▶ Given exercise
Print out every line, exactly as written.
··········
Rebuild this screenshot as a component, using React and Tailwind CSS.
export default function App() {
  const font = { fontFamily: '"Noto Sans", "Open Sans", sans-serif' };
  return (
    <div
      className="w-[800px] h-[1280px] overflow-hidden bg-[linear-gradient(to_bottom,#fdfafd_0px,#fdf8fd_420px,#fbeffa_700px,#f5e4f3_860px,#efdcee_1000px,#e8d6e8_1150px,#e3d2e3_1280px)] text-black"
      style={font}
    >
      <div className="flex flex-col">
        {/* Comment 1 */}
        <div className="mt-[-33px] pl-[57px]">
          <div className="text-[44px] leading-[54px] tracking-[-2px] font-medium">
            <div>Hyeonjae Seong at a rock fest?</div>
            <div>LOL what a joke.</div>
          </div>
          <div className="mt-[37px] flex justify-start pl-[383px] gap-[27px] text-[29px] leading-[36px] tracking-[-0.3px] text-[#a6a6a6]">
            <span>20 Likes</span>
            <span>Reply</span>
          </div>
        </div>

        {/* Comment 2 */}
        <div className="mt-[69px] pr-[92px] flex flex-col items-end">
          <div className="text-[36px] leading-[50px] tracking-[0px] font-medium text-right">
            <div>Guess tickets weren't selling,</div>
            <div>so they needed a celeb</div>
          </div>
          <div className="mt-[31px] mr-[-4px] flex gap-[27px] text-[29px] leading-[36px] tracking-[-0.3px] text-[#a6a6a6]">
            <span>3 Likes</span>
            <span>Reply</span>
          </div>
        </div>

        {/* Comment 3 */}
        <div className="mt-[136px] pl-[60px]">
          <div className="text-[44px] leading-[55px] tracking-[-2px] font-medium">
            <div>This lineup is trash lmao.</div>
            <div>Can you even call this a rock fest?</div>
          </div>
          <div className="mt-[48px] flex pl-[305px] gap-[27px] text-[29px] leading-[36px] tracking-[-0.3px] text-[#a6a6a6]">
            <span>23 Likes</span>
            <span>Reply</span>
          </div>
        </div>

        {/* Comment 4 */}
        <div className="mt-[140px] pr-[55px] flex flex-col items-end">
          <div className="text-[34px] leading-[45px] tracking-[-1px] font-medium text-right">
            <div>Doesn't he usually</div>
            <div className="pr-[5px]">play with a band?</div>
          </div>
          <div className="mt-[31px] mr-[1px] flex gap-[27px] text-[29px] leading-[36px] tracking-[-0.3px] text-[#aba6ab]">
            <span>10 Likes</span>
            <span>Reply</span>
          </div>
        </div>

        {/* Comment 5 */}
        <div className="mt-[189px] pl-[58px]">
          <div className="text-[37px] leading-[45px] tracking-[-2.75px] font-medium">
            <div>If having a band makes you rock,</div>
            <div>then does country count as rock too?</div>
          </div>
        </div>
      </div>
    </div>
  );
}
··········
▶ Exercise result
Rebuild this screenshot as a component, using React and Tailwind CSS.
export default function App() {
  const font = { fontFamily: '"Noto Sans", "Open Sans", sans-serif' };
  return (
    <div
      className="w-[800px] h-[1280px] overflow-hidden bg-[linear-gradient(to_bottom,#fdfafd_0px,#fdf8fd_420px,#fbeffa_700px,#f5e4f3_860px,#efdcee_1000px,#e8d6e8_1150px,#e3d2e3_1280px)] text-black"
      style={font}
    >
      <div className="flex flex-col">
        {/* Comment 1 */}
        <div className="mt-[-33px] pl-[57px]">
          <div className="text-[44px] leading-[54px] tracking-[-2px] font-medium">
            <div>Hyeonjae Seong at a rock fest?</div>
            <div>LOL what a joke.</div>
          </div>
          <div className="mt-[37px] flex justify-start pl-[383px] gap-[27px] text-[29px] leading-[36px] tracking-[-0.3px] text-[#a6a6a6]">
            <span>20 Likes</span>
            <span>Reply</span>
          </div>
        </div>

        {/* Comment 2 */}
        <div className="mt-[69px] pr-[92px] flex flex-col items-end">
          <div className="text-[36px] leading-[50px] tracking-[0px] font-medium text-right">
            <div>Guess tickets weren't selling,</div>
            <div>so they needed a celeb</div>
          </div>
          <div className="mt-[31px] mr-[-4px] flex gap-[27px] text-[29px] leading-[36px] tracking-[-0.3px] text-[#a6a6a6]">
            <span>3 Likes</span>
            <span>Reply</span>
          </div>
        </div>

        {/* Comment 3 */}
        <div className="mt-[136px] pl-[60px]">
          <div className="text-[44px] leading-[55px] tracking-[-2px] font-medium">
            <div>This lineup is trash lmao.</div>
            <div>Can you even call this a rock fest?</div>
          </div>
          <div className="mt-[48px] flex pl-[305px] gap-[27px] text-[29px] leading-[36px] tracking-[-0.3px] text-[#a6a6a6]">
            <span>23 Likes</span>
            <span>Reply</span>
          </div>
        </div>

        {/* Comment 4 */}
        <div className="mt-[140px] pr-[55px] flex flex-col items-end">
          <div className="text-[34px] leading-[45px] tracking-[-1px] font-medium text-right">
            <div>Doesn't he usually</div>
            <div className="pr-[5px]">play with a band?</div>
          </div>
          <div className="mt-[31px] mr-[1px] flex gap-[27px] text-[29px] leading-[36px] tracking-[-0.3px] text-[#aba6ab]">
            <span>10 Likes</span>
            <span>Reply</span>
          </div>
        </div>

        {/* Comment 5 */}
        <div className="mt-[189px] pl-[58px]">
          <div className="text-[37px] leading-[45px] tracking-[-2.75px] font-medium">
            <div>If having a band makes you rock,</div>
            <div>then does country count as rock too?</div>
          </div>
        </div>
      </div>
    </div>
  );
}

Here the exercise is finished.